Search code examples
nlpspacy

Add rules to Spacy lemmatization


I am using Spacy lemmatization for preprocessing texts.

doc = 'ups'
for i in nlp(doc):
print(i.lemma_)
>> up

I understand why spacy remove the 's', but it is important for me that in that case, it won't do it.
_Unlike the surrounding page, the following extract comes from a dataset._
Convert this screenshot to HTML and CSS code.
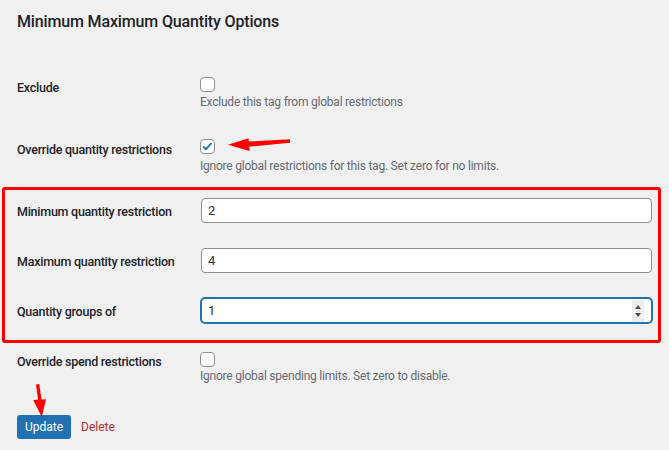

Is there a way to add specific rules to spacy or do I have to use If statements outside the process (which is something I don't want to do )


Solution

  • For spacy v2:

    Depending on whether you have a tagger, you can customize the rule-based lemmatizer exceptions or the lookup table:

    import spacy
    
    # original
    nlp = spacy.load("en_core_web_sm", disable=["parser", "ner"])
    # may be "up" or "ups" depending on exact version of spacy/model because it
    # depends on the POS tag
    assert nlp("ups")[0].lemma_ in ("ups", "up")
    
    # 1. Exception for rule-based lemmatizer (with tagger)
    
    # reload to start with a clean lemma cache
    nlp = spacy.load("en_core_web_sm", disable=["parser", "ner"])
    # add an exception for "ups" as with POS NOUN or VERB
    nlp.vocab.lookups.get_table("lemma_exc")["noun"]["ups"] = ["ups"]
    nlp.vocab.lookups.get_table("lemma_exc")["verb"]["ups"] = ["ups"]
    assert nlp("ups")[0].lemma_ == "ups"
    
    # 2. New entry for lookup lemmatizer (without tagger)
    
    nlp = spacy.load("en_core_web_sm", disable=["tagger", "parser", "ner"])
    nlp.vocab.lookups.get_table("lemma_lookup")["ups"] = "ups"
    assert nlp("ups")[0].lemma_ == "ups"
    

    If you are processing words in isolation, the tagger is not going to be very reliable (you might get NOUN, PROPN, or VERB for something like ups), so it might be easier to deal with customizing the lookup lemmatizer. The quality of the rule-based lemmas is better overall, but you need at least full phrases, preferably full sentences, to get reasonable results.